--- Exercise ---
What is the number of lines containing the string "this"? Answer with the number only.

--- The records ---
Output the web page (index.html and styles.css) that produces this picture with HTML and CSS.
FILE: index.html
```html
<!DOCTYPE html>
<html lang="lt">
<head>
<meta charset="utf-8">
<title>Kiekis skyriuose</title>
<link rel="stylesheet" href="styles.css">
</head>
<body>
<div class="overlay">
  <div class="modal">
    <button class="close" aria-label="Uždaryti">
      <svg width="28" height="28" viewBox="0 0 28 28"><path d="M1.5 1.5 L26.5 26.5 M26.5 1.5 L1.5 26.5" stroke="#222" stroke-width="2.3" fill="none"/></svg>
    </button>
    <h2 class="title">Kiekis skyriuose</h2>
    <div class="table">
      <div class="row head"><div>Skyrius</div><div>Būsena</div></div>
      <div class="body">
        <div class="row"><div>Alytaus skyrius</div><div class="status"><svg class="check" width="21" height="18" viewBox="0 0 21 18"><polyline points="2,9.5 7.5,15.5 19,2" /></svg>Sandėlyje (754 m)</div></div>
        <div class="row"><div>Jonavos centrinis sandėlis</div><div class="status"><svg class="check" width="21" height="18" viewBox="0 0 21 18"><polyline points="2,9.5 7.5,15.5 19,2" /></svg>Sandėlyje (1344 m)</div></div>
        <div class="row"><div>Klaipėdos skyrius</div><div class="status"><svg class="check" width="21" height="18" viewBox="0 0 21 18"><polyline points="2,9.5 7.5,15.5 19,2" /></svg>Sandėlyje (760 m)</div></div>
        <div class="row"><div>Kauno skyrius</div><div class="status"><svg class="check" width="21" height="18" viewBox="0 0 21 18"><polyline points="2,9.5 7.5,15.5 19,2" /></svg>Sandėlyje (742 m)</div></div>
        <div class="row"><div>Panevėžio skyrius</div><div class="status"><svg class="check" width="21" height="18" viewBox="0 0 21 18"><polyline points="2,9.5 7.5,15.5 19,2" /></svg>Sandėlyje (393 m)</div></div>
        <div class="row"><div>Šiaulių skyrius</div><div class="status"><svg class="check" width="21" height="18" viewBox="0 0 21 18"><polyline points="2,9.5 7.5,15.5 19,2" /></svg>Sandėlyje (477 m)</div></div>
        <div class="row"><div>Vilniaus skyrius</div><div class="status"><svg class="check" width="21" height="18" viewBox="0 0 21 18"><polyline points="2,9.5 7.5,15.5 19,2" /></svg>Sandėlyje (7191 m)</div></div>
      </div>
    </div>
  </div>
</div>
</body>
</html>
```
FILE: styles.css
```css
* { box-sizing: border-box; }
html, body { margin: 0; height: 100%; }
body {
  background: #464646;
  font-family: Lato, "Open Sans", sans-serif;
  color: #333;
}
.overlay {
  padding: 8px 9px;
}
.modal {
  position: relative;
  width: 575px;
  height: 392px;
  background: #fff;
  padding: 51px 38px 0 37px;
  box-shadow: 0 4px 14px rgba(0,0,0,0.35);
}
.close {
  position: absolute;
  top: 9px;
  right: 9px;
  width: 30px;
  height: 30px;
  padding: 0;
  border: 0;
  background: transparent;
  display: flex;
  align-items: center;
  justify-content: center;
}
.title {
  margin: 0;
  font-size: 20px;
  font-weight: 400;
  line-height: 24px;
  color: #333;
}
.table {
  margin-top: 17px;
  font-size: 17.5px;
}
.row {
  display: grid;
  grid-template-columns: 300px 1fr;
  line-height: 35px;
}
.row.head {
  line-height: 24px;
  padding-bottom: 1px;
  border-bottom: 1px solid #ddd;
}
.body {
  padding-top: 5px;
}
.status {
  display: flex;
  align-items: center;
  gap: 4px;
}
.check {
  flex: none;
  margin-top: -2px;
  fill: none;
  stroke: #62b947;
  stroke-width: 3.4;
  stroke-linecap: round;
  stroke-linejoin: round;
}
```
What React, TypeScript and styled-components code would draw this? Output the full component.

--- Full response ---
2